Sundance Film Festival: Sex Et Al

By: Daniel Nardini

Lawndale News Chicago's Bilingual Newspaper - CommentaryThe Sutherland Institute is not the only one upset by all the extreme sex that seems to be pervasive in many of the films being shown at the Sundance Film Festival this year. We have films like Two Mothers, where two women have sex with each others’ adult sons, and Lovelace, a sort of biography about a porn star. Fine, I do not argue for one moment that the U.S. Constitution allows for just about all kinds of freedoms of expression in all media. I have to question however the quality and wisdom of some of the stuff being put on the silver screen. Again I have to question why more appropriate topics are not being addressed by the film industry.

And I hope that the film industry is pondering this question more seriously than it seems to show. One very serious blind spot is American history. That’s right, American history. So many Americans just plain do not know anything about the history of this great country, and its rich past. Last year, Steven Spielberg’s film Lincoln made a big splash. Focusing on the last four months of U.S. President Abraham Lincoln’s presidency, the film tells about Lincoln’s efforts to pass the important 13th Amendment of the U.S. Constitution that would forever abolish not only slavery but coerced labor. The film was beautifully done, and is well worth seeing to know something about this period in U.S. history. Another American film includes Bury My Heart at Wounded Knee, about the struggle of the Sioux against injustice that culminates in the infamous massacre at Wounded Knee Creek in 1890.

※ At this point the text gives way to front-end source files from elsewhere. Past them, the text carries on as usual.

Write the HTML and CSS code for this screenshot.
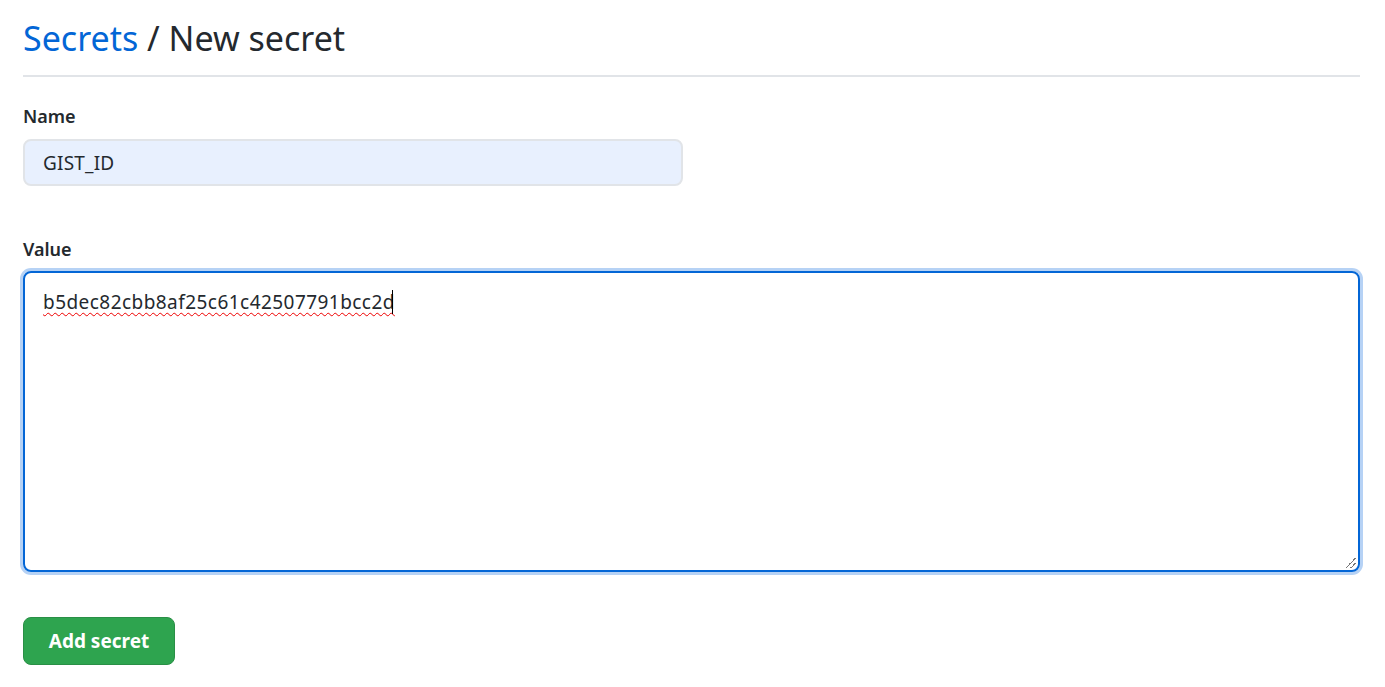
FILE: index.html
```html
<!DOCTYPE html>
<html lang="en">
<head>
<meta charset="utf-8">
<title>New secret</title>
<link rel="stylesheet" href="styles.css">
</head>
<body>
<main class="page">
  <h1 class="title"><a class="crumb" href="#">Secrets</a> / New secret</h1>
  <form class="form">
    <div class="field">
      <label class="label" for="name">Name</label>
      <input class="input" id="name" type="text" value="GIST_ID">
    </div>
    <div class="field field-value">
      <label class="label">Value</label>
      <div class="textarea" role="textbox" aria-multiline="true"><span class="misspelled">b5dec82cbb8af25c61c42507791bcc2d</span><span class="caret"></span><span class="grip"></span></div>
    </div>
    <button class="btn" type="button">Add secret</button>
  </form>
</main>
</body>
</html>
```

FILE: styles.css
```css
* { box-sizing: border-box; }
html, body { margin: 0; background: #fff; }
body {
  font-family: "Noto Sans", "Open Sans", "Liberation Sans", sans-serif;
  color: #24292e;
}
.page {
  padding: 14px 25px 0 23px;
}
.title {
  margin: 0;
  padding-bottom: 12px;
  font-size: 34px;
  font-weight: 400;
  line-height: 49px;
  border-bottom: 2px solid #e1e4e8;
}
.crumb { color: #0366d6; text-decoration: none; }
.form { padding-top: 26px; }
.field { display: flex; flex-direction: column; }
.label {
  font-size: 18px;
  font-weight: 600;
  line-height: 26px;
  margin-bottom: 10px;
}
.input {
  width: 660px;
  height: 47px;
  padding: 0 18px;
  font: inherit;
  font-size: 19px;
  letter-spacing: 0.2px;
  color: #24292e;
  background: #e8f0fe;
  border: 2px solid #e1e4e8;
  border-radius: 8px;
  outline: none;
}
.field-value { margin-top: 50px; }
.field-value .label { margin-bottom: 9px; }
.textarea {
  position: relative;
  height: 301px;
  padding: 14px 18px;
  font-size: 19px;
  letter-spacing: 0.45px;
  line-height: 30px;
  border: 2px solid #0366d6;
  border-radius: 8px;
  box-shadow: 0 0 0 3px #b6d2f5;
}
.misspelled {
  text-decoration: underline wavy #e00;
  text-decoration-thickness: 1px;
  text-underline-offset: 3px;
}
.caret {
  display: inline-block;
  width: 1px;
  height: 24px;
  margin-left: -3px;
  vertical-align: -5px;
  background: #000;
}
.grip {
  position: absolute;
  right: 2px;
  bottom: 2px;
  width: 10px;
  height: 10px;
  background: linear-gradient(135deg, transparent 45%, #777 45%, #777 52%, transparent 52%, transparent 70%, #777 70%, #777 77%, transparent 77%);
}
.btn {
  margin-top: 45px;
  width: 152px;
  height: 48px;
  font: inherit;
  font-size: 19px;
  font-weight: 700;
  color: #fff;
  background: #2ea44f;
  border: 1px solid #2a8f46;
  border-radius: 8px;
  cursor: pointer;
}
```
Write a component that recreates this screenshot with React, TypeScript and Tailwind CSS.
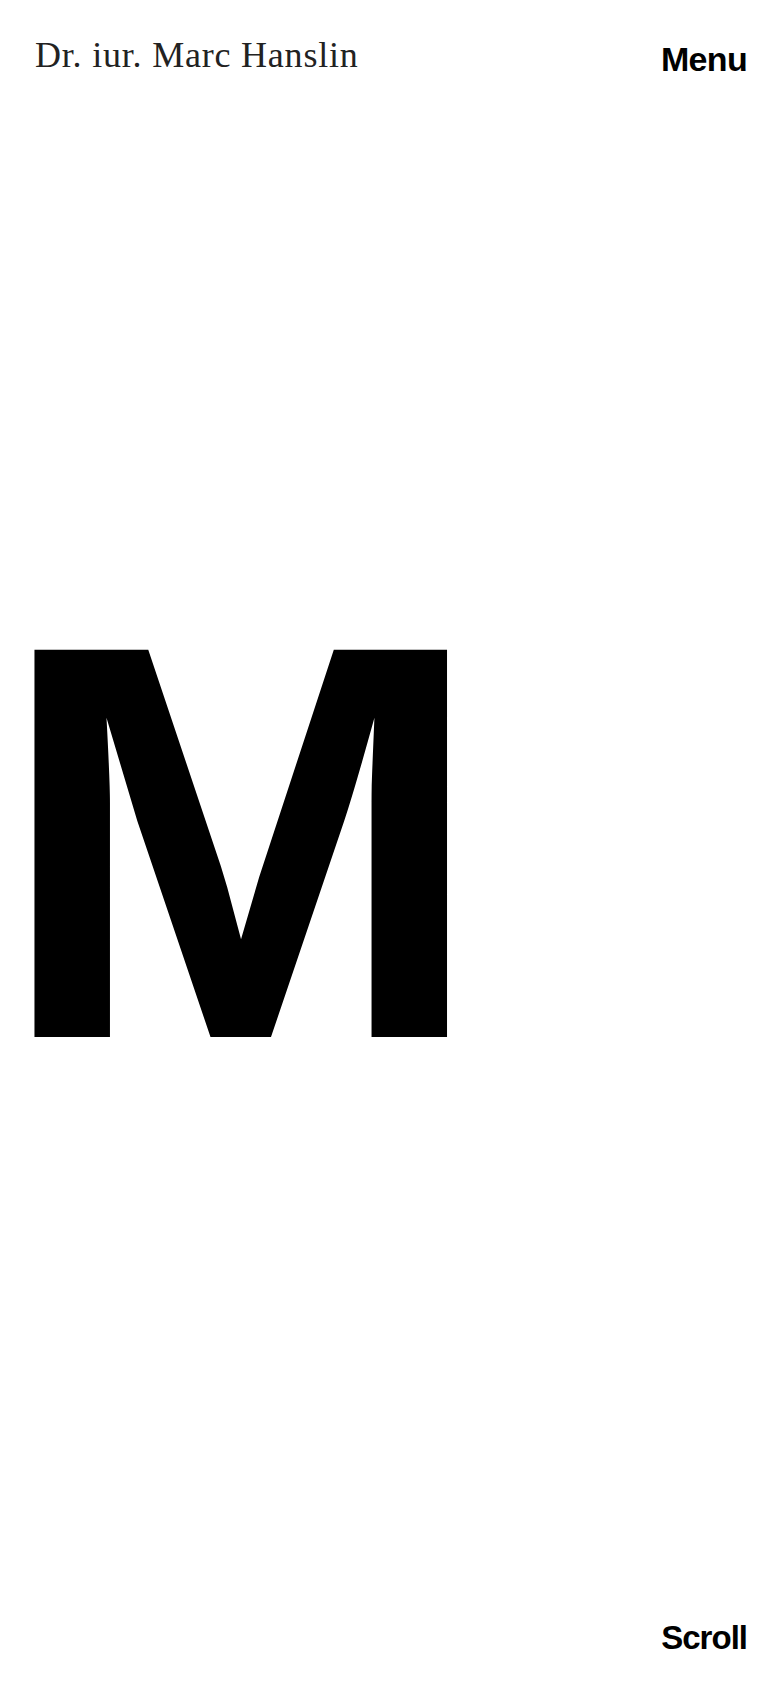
export default function App() {
  return (
    <div className="flex h-[1688px] w-full flex-col overflow-hidden bg-white text-black">
      <header className="flex items-start justify-between pl-[35px] pr-[33px] pt-[37px]">
        <a
          href="#"
          className="text-[36px] leading-none tracking-[0.022em] text-[#222]"
          style={{ fontFamily: '"Liberation Serif", serif' }}
        >
          Dr. iur. Marc Hanslin
        </a>
        <button
          type="button"
          className="mt-[5px] text-[34px] font-bold leading-none tracking-[-0.02em]"
          style={{ fontFamily: '"Liberation Sans", Arial, sans-serif' }}
        >
          Menu
        </button>
      </header>

      <main className="flex flex-1 items-center">
        <h1
          className="-mt-[13px] ml-[-5px] origin-left scale-x-[1.048] pr-[30px] text-[563px] font-bold leading-[1.12]"
          style={{ fontFamily: '"Liberation Sans", Arial, sans-serif' }}
        >
          M
        </h1>
      </main>

      <footer className="flex justify-end pr-[33px] pb-[34px]">
        <span
          className="text-[33px] font-bold leading-none tracking-[-0.03em]"
          style={{ fontFamily: '"Liberation Sans", Arial, sans-serif' }}
        >
          Scroll
        </span>
      </footer>
    </div>
  );
}
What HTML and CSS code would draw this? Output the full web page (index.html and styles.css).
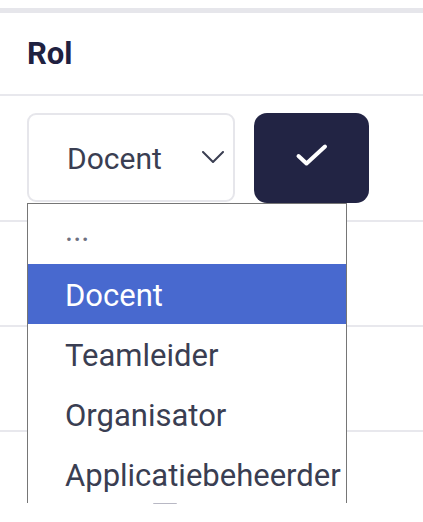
FILE: index.html
```html
<!DOCTYPE html>
<html>
<head>
<meta charset="utf-8">
<link rel="stylesheet" href="styles.css">
</head>
<body>
<div class="topbar"></div>
<div class="row header"><span class="title">Rol</span></div>
<div class="row row1">
  <div class="controls">
    <div class="select-wrap">
      <div class="select">
        <span class="value">Docent</span>
        <svg class="chev" width="22" height="12" viewBox="0 0 22 12"><path d="M1 1 L11 11 L21 1" fill="none" stroke="#3b3f52" stroke-width="2" stroke-linecap="round" stroke-linejoin="round"/></svg>
      </div>
      <ul class="dropdown">
        <li class="opt muted">...</li>
        <li class="opt active">Docent</li>
        <li class="opt">Teamleider</li>
        <li class="opt">Organisator</li>
        <li class="opt">Applicatiebeheerder</li>
      </ul>
    </div>
    <button class="ok" type="button">
      <svg width="34" height="24" viewBox="0 0 34 24"><path d="M3.5 13 L11.5 20.5 L30 3.5" fill="none" stroke="#ffffff" stroke-width="4" stroke-linecap="round" stroke-linejoin="round"/></svg>
    </button>
  </div>
</div>
<div class="row row2"></div>
<div class="row row3"></div>
<div class="row row4"><div class="peek"></div></div>
</body>
</html>
```
FILE: styles.css
```css
* { box-sizing: border-box; }
html, body { margin: 0; padding: 0; background: #ffffff; }
body {
  width: 423px;
  height: 522px;
  overflow: hidden;
  font-family: Roboto, "Liberation Sans", sans-serif;
  padding-top: 8px;
}
.topbar { height: 5px; background: #e6e6eb; }
.row { border-bottom: 2px solid #e8e8ed; }
.header {
  height: 83px;
  padding-left: 27px;
  display: flex;
  align-items: center;
}
.title {
  font-weight: 700;
  font-size: 31px;
  color: #1f2140;
  margin-top: -1px;
}
.row1 { height: 126px; padding-top: 17px; }
.controls { display: flex; gap: 19px; padding-left: 27px; }
.select-wrap { position: relative; }
.select {
  width: 208px;
  height: 89px;
  border: 2px solid #e6e6eb;
  border-radius: 9px;
  display: flex;
  align-items: center;
  justify-content: space-between;
  padding: 0 9px 0 38px;
  background: #fff;
}
.value { font-size: 30px; color: #3a3e52; margin-top: 2px; }
.chev { margin-top: -2px; }
.ok {
  width: 115px;
  height: 90px;
  border: none;
  border-radius: 13px;
  background: #222444;
  display: flex;
  align-items: center;
  justify-content: center;
  padding: 0;
}
.ok svg { margin-top: -6px; }
.dropdown {
  position: absolute;
  top: 90px;
  left: 0;
  width: 320px;
  height: 300px;
  margin: 0;
  padding: 0;
  list-style: none;
  background: #fff;
  border: 1px solid #767676;
  border-bottom: none;
  z-index: 5;
}
.opt {
  height: 60px;
  padding-left: 37px;
  padding-top: 3px;
  line-height: 57px;
  font-size: 31px;
  color: #3a3e52;
  white-space: nowrap;
}
.opt.muted { color: #6e7080; padding-top: 0; line-height: 54px; }
.opt.active { background: #4869cf; color: #ffffff; }
.row2 { height: 105px; }
.row3 { height: 105px; }
.row4 { height: 90px; border-bottom: none; padding: 70px 0 0 153px; }
.peek { width: 24px; height: 2px; border-radius: 1px; background: #b8b8c4; }
```
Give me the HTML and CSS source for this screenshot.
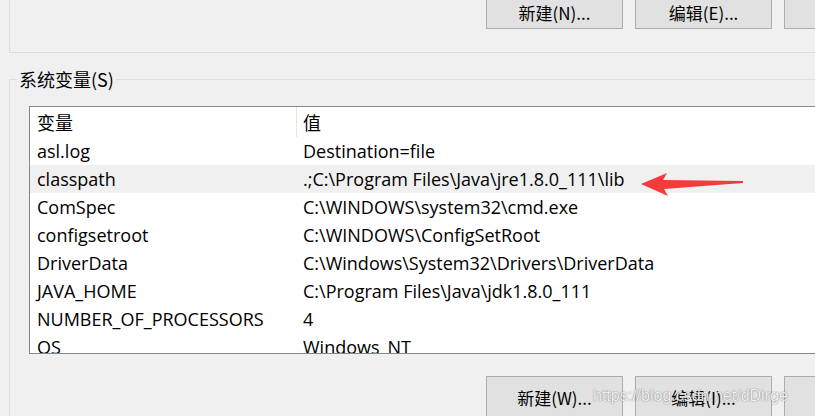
FILE: index.html
```html
<!DOCTYPE html>
<html lang="zh-CN">
<head>
    <meta charset="UTF-8">
    <title>环境变量</title>
    <link rel="stylesheet" href="styles.css">
</head>
<body>
    <div class="window">
        <div class="group group-user">
            <div class="btn-row btn-row-top">
                <button class="btn">新建(N)...</button>
                <button class="btn">编辑(E)...</button>
                <button class="btn">删除(D)</button>
            </div>
        </div>

        <fieldset class="group group-system">
            <legend>系统变量(S)</legend>

            <div class="list">
                <div class="list-head">
                    <div class="cell cell-name">变量</div>
                    <div class="cell cell-value">值</div>
                </div>
                <div class="row"><div class="cell cell-name">asl.log</div><div class="cell cell-value">Destination=file</div></div>
                <div class="row row-hover">
                    <div class="cell cell-name">classpath</div>
                    <div class="cell cell-value">.;C:\Program Files\Java\jre1.8.0_111\lib</div>
                    <svg class="arrow" width="110" height="26" viewBox="0 0 110 26">
                        <polygon points="0,11 26,0 22,7 102,8 102,10 23,16 27,23" fill="#f23b3b"/>
                    </svg>
                </div>
                <div class="row"><div class="cell cell-name">ComSpec</div><div class="cell cell-value">C:\WINDOWS\system32\cmd.exe</div></div>
                <div class="row"><div class="cell cell-name">configsetroot</div><div class="cell cell-value">C:\WINDOWS\ConfigSetRoot</div></div>
                <div class="row"><div class="cell cell-name">DriverData</div><div class="cell cell-value">C:\Windows\System32\Drivers\DriverData</div></div>
                <div class="row"><div class="cell cell-name">JAVA_HOME</div><div class="cell cell-value">C:\Program Files\Java\jdk1.8.0_111</div></div>
                <div class="row"><div class="cell cell-name">NUMBER_OF_PROCESSORS</div><div class="cell cell-value">4</div></div>
                <div class="row"><div class="cell cell-name">OS</div><div class="cell cell-value">Windows_NT</div></div>
            </div>

            <div class="btn-row btn-row-bottom">
                <button class="btn">新建(W)...</button>
                <button class="btn">编辑(I)...</button>
                <button class="btn">删除(L)</button>
                <span class="watermark">https://blog.csdn.net/dDirge</span>
            </div>
        </fieldset>
    </div>
</body>
</html>
```

FILE: styles.css
```css
* {
    margin: 0;
    padding: 0;
    box-sizing: border-box;
}

body {
    background: #f0f0f0;
    font-family: 'Open Sans', 'Noto Sans CJK SC', sans-serif;
    font-size: 18px;
    color: #000;
    overflow: hidden;
}

.window {
    width: 815px;
    height: 416px;
    overflow: hidden;
}

.group {
    margin-left: 9px;
    width: 900px;
    border: 1px solid #dcdcdc;
}

.group-user {
    border-top: none;
    height: 53px;
}

.group-system {
    margin-top: 14px;
    padding: 0;
    min-inline-size: 0;
    height: 400px;
}

.group-system legend {
    margin-left: 7px;
    padding: 0 2px;
    line-height: 24px;
    font-family: 'Noto Sans CJK SC', sans-serif;
    font-size: 18px;
}

.btn-row {
    display: flex;
    gap: 12px;
    padding-left: 476px;
    position: relative;
}

.group-system .btn-row {
    padding-left: 476px;
    margin-top: 22px;
}

.btn {
    width: 137px;
    height: 42px;
    flex-shrink: 0;
    background: #e1e1e1;
    border: 1px solid #adadad;
    font-family: 'Noto Sans CJK SC', sans-serif;
    font-size: 17px;
    color: #000;
}

.btn-row-top .btn {
    height: 29px;
    border-top: none;
    padding-bottom: 5px;
}

.list {
    margin: 15px 0 0 19px;
    width: 900px;
    height: 248px;
    background: #fff;
    border: 1px solid #828790;
    overflow: hidden;
}

.list-head,
.row {
    display: flex;
    align-items: center;
    position: relative;
}

.list-head {
    height: 30px;
}

.row {
    height: 28px;
}

.row-hover {
    background: #f0f0f0;
}

.cell {
    padding-left: 7px;
    white-space: nowrap;
}

.cell-name {
    width: 266px;
}

.list-head .cell {
    font-family: 'Noto Sans CJK SC', sans-serif;
    height: 30px;
    line-height: 30px;
}

.list-head .cell-value {
    border-left: 1px solid #e5e5e5;
    padding-left: 6px;
}

.arrow {
    position: absolute;
    left: 611px;
    top: 8px;
}

.watermark {
    position: absolute;
    left: 583px;
    top: 11px;
    font-family: 'Liberation Sans', sans-serif;
    font-size: 16px;
    color: rgba(255, 255, 255, 0.9);
    text-shadow: 0 0 1px rgba(0, 0, 0, 0.45), 0 0 2px rgba(0, 0, 0, 0.2);
}
```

Strangely enough, movies about America were not all made in the United States. A fairly old film (produced in 1971), The Emigrants, was produced in Sweden. Starring two famous Swedish actors, Max von Sydow and Liv Ullmann, the film is about a group of Swedish immigrants who go from their native country to the state of Minnesota in the 19th Century. Their trials and tribulations helped to build America. These are the kinds of films we as a people should be seeing more of. It is too bad that such films like these are not being produced in far greater numbers. If many Americans cannot name the three branches of government, cannot name who we fought against in World War I or World War II, and cannot answer what the Bill of Rights is on a U.S. citizenship test, then this country and people desperately needs education via the movie industry to something about who we are and what this great country represents. Sadly, you will not find it at the Sundance Film Festival this year.